▶ **MATERIAL TO PROCESS**:
>> BEGIN

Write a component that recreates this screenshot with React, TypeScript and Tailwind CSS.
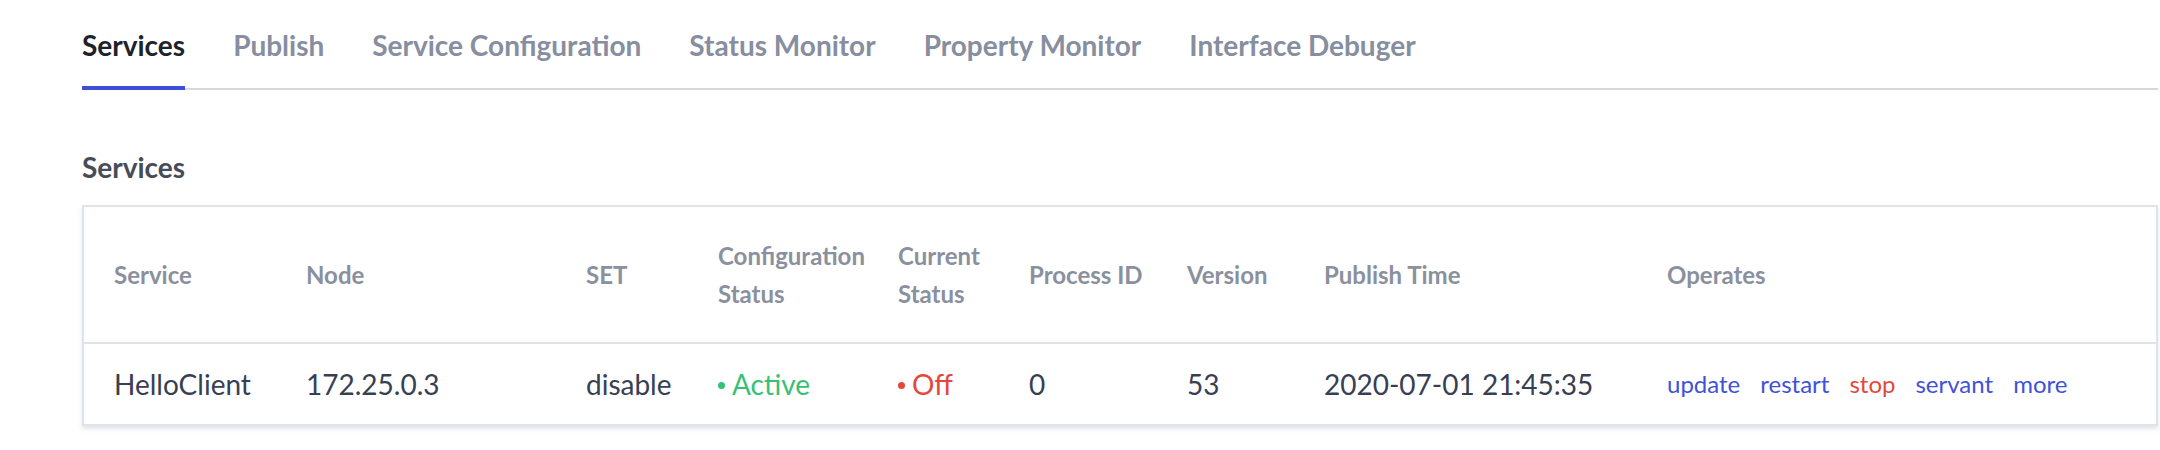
import React from "react";

const tabs = [
  "Services",
  "Publish",
  "Service Configuration",
  "Status Monitor",
  "Property Monitor",
  "Interface Debuger",
];

const cols = "grid grid-cols-[192px_280px_132px_180px_131px_158px_137px_343px_1fr]";

export default function App() {
  return (
    <div className="min-h-[450px] w-[2160px] bg-white pl-[82px] pr-[2px] font-['Lato',sans-serif]">
      {/* Tabs */}
      <div className="flex gap-x-[48px] border-b-2 border-[#d5d9df] pt-6">
        {tabs.map((t, i) => (
          <div
            key={t}
            className={
              i === 0
                ? "-mb-[2px] border-b-4 border-[#3c4fd6] pb-5 text-[28px] font-bold leading-[42px] text-[#1e2229]"
                : "-mb-[2px] border-b-4 border-transparent pb-5 text-[28px] font-bold leading-[42px] text-[#868e9f]"
            }
          >
            {t}
          </div>
        ))}
      </div>

      {/* Heading */}
      <div className="mt-[56px] mb-[17px] text-[28px] font-bold leading-[42px] text-[#464c58]">
        Services
      </div>

      {/* Table */}
      <div className="border-2 border-[#e0e3e9] shadow-[0_3px_4px_rgba(170,178,200,0.35)]">
        <div className={`${cols} h-[137px] border-b-2 border-[#e0e3e9] text-[24px] font-bold leading-[38px] text-[#8a909e]`}>
          <div className="flex items-center pl-[30px]">Service</div>
          <div className="flex items-center pl-[30px]">Node</div>
          <div className="flex items-center pl-[30px]">SET</div>
          <div className="flex items-center pl-[30px]">
            Configuration
            <br />
            Status
          </div>
          <div className="flex items-center pl-[30px]">
            Current
            <br />
            Status
          </div>
          <div className="flex items-center pl-[30px]">Process ID</div>
          <div className="flex items-center pl-[30px]">Version</div>
          <div className="flex items-center pl-[30px]">Publish Time</div>
          <div className="flex items-center pl-[30px]">Operates</div>
        </div>
        <div className={`${cols} h-[80px] text-[28px] leading-[42px] text-[#374053]`}>
          <div className="flex items-center pl-[30px]">HelloClient</div>
          <div className="flex items-center pl-[30px]">172.25.0.3</div>
          <div className="flex items-center pl-[30px]">disable</div>
          <div className="flex items-center pl-[30px] text-[#36c275]">
            <span className="mr-[7px] mt-[2px] inline-block h-[7px] w-[7px] rounded-full bg-[#36c275]" />
            Active
          </div>
          <div className="flex items-center pl-[30px] text-[#e3483a]">
            <span className="mr-[7px] mt-[2px] inline-block h-[7px] w-[7px] rounded-full bg-[#e3483a]" />
            Off
          </div>
          <div className="flex items-center pl-[30px]">0</div>
          <div className="flex items-center pl-[30px]">53</div>
          <div className="flex items-center pl-[30px]">2020-07-01 21:45:35</div>
          <div className="flex items-center gap-x-[20px] pl-[30px] text-[24px] text-[#3f52d8]">
            <span>update</span>
            <span>restart</span>
            <span className="text-[#e3483a]">stop</span>
            <span>servant</span>
            <span>more</span>
          </div>
        </div>
      </div>
    </div>
  );
}
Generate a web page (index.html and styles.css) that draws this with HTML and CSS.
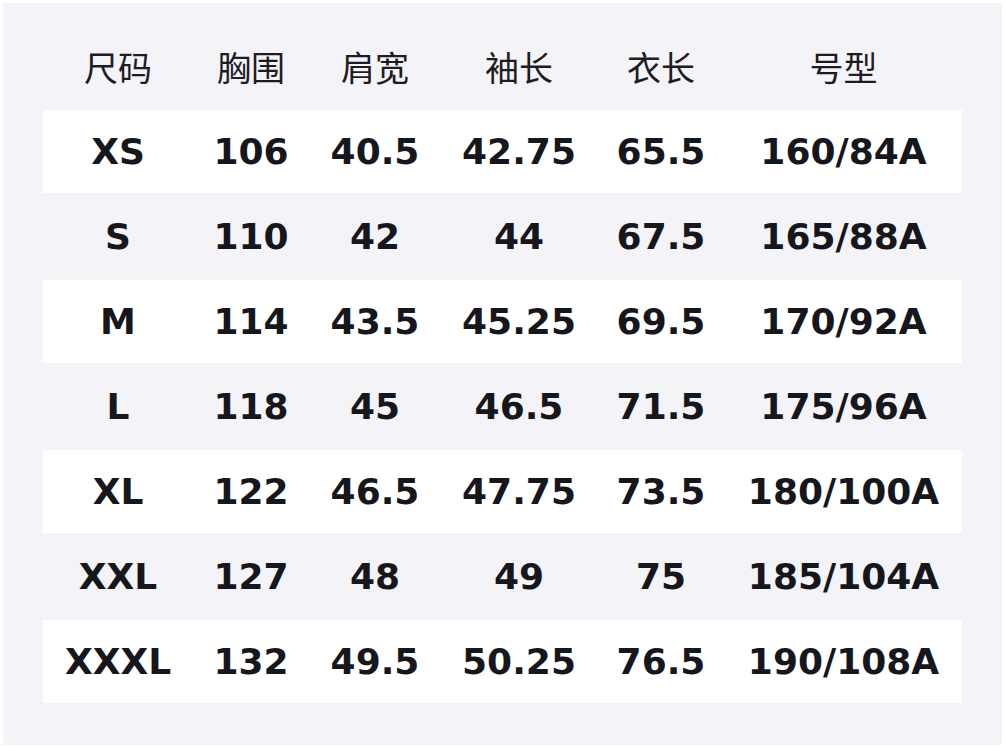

>> END

▶ **PROBLEM DESCRIPTION**: Reproduce all the entries that precede this task, word for word, minus any pictures.

▶ **EXERCISE ANSWER**:
Write a component that recreates this screenshot with React, TypeScript and Tailwind CSS.
import React from "react";

const tabs = [
  "Services",
  "Publish",
  "Service Configuration",
  "Status Monitor",
  "Property Monitor",
  "Interface Debuger",
];

const cols = "grid grid-cols-[192px_280px_132px_180px_131px_158px_137px_343px_1fr]";

export default function App() {
  return (
    <div className="min-h-[450px] w-[2160px] bg-white pl-[82px] pr-[2px] font-['Lato',sans-serif]">
      {/* Tabs */}
      <div className="flex gap-x-[48px] border-b-2 border-[#d5d9df] pt-6">
        {tabs.map((t, i) => (
          <div
            key={t}
            className={
              i === 0
                ? "-mb-[2px] border-b-4 border-[#3c4fd6] pb-5 text-[28px] font-bold leading-[42px] text-[#1e2229]"
                : "-mb-[2px] border-b-4 border-transparent pb-5 text-[28px] font-bold leading-[42px] text-[#868e9f]"
            }
          >
            {t}
          </div>
        ))}
      </div>

      {/* Heading */}
      <div className="mt-[56px] mb-[17px] text-[28px] font-bold leading-[42px] text-[#464c58]">
        Services
      </div>

      {/* Table */}
      <div className="border-2 border-[#e0e3e9] shadow-[0_3px_4px_rgba(170,178,200,0.35)]">
        <div className={`${cols} h-[137px] border-b-2 border-[#e0e3e9] text-[24px] font-bold leading-[38px] text-[#8a909e]`}>
          <div className="flex items-center pl-[30px]">Service</div>
          <div className="flex items-center pl-[30px]">Node</div>
          <div className="flex items-center pl-[30px]">SET</div>
          <div className="flex items-center pl-[30px]">
            Configuration
            <br />
            Status
          </div>
          <div className="flex items-center pl-[30px]">
            Current
            <br />
            Status
          </div>
          <div className="flex items-center pl-[30px]">Process ID</div>
          <div className="flex items-center pl-[30px]">Version</div>
          <div className="flex items-center pl-[30px]">Publish Time</div>
          <div className="flex items-center pl-[30px]">Operates</div>
        </div>
        <div className={`${cols} h-[80px] text-[28px] leading-[42px] text-[#374053]`}>
          <div className="flex items-center pl-[30px]">HelloClient</div>
          <div className="flex items-center pl-[30px]">172.25.0.3</div>
          <div className="flex items-center pl-[30px]">disable</div>
          <div className="flex items-center pl-[30px] text-[#36c275]">
            <span className="mr-[7px] mt-[2px] inline-block h-[7px] w-[7px] rounded-full bg-[#36c275]" />
            Active
          </div>
          <div className="flex items-center pl-[30px] text-[#e3483a]">
            <span className="mr-[7px] mt-[2px] inline-block h-[7px] w-[7px] rounded-full bg-[#e3483a]" />
            Off
          </div>
          <div className="flex items-center pl-[30px]">0</div>
          <div className="flex items-center pl-[30px]">53</div>
          <div className="flex items-center pl-[30px]">2020-07-01 21:45:35</div>
          <div className="flex items-center gap-x-[20px] pl-[30px] text-[24px] text-[#3f52d8]">
            <span>update</span>
            <span>restart</span>
            <span className="text-[#e3483a]">stop</span>
            <span>servant</span>
            <span>more</span>
          </div>
        </div>
      </div>
    </div>
  );
}
Generate a web page (index.html and styles.css) that draws this with HTML and CSS.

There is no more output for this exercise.